The Rome-based company suffered in 2011 from loss of production due to Libya's civil war but said it expects "rapid recovery and growth" of around 10% in its exploration and production activities this year. However, it also warned that the euro zone's woes means it expects soft sales demand in its key natural-gas market in 2012.

Eni also boosted its full-year dividend 4% to €1.04 ($1.37) a share, despite lower adjusted earnings.

As an example of the level of the economic slowdown, Chief Executive Paolo Scaroni said the crisis is affecting all of its Italian operations—gas, power and refining.

Eni was also keen to promote its bigger hydrocarbon projects. Earlier in the day it announced a new "giant" gas discovery in the offshore Mozambique Mamba complex, taking potential total volumes there to around 850 billion cubic meters and leaving the company well placed to serve Asia's increasing appetite for the fossil fuel.

"We are very excited by the Mamba block's potential," Mr. Scaroni said.
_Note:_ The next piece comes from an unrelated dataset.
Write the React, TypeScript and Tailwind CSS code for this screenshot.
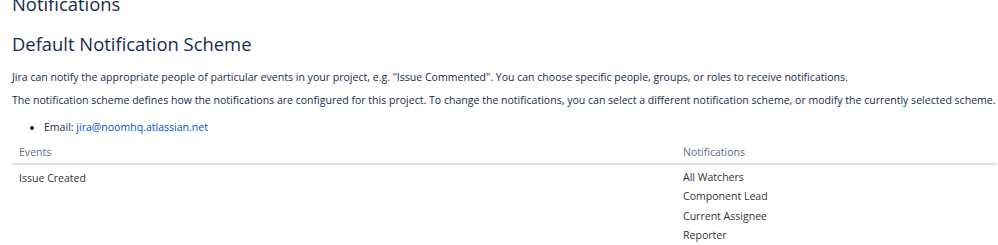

Roberto Mascarello, an analyst at Kepler Capital Markets, said Eni's gas-and-power and refining divisions remain troubled, "although exploration and production will improve with the end of the Libya conflict."

He also said that the Mamba announcement "sweetened the pill" of the poor 2012 guidance.

In recent weeks, most European oil companies and U.S. majors have reported profits that were capped by weak fundamentals in refining and gas prices, despite high oil prices.

Eni has been particularly hit by a large production cut resulting from last year's civil war in Libya, where it the largest foreign operator, and a weak demand environment for gas, a sector where it is traditionally strong in part through its links with Russia's giant OAO Gazprom. But Wednesday Eni said it has returned to around 80% of preconflict daily production in Libya, or about 240,000 barrels of oil equivalent, and said that it expects its output there to be back to full capacity in the second half of the year.

It posted a net profit of €1.32 billion ($1.73 billion) for the fourth quarter of 2011, up from €548 million a year earlier but boosted by a €1.04 billion gain from the sale of its interest in pipelines that transport gas from Northern Europe and Russia.

Eni said adjusted fourth-quarter net profit—the figure closely watched by analysts because it excludes the often-volatile value of oil inventories—slipped 9.5% on the year, to €1.54 billion, hurt by a drop in Libyan output, low gas prices and weak refinery margins, despite higher crude-oil prices. The figure was broadly in line with an average forecast of €1.57 billion in a Dow Jones Newswires poll of eight analysts.

Net sales rose 7.1%, to €30.10 billion from €28.11 billion a year earlier.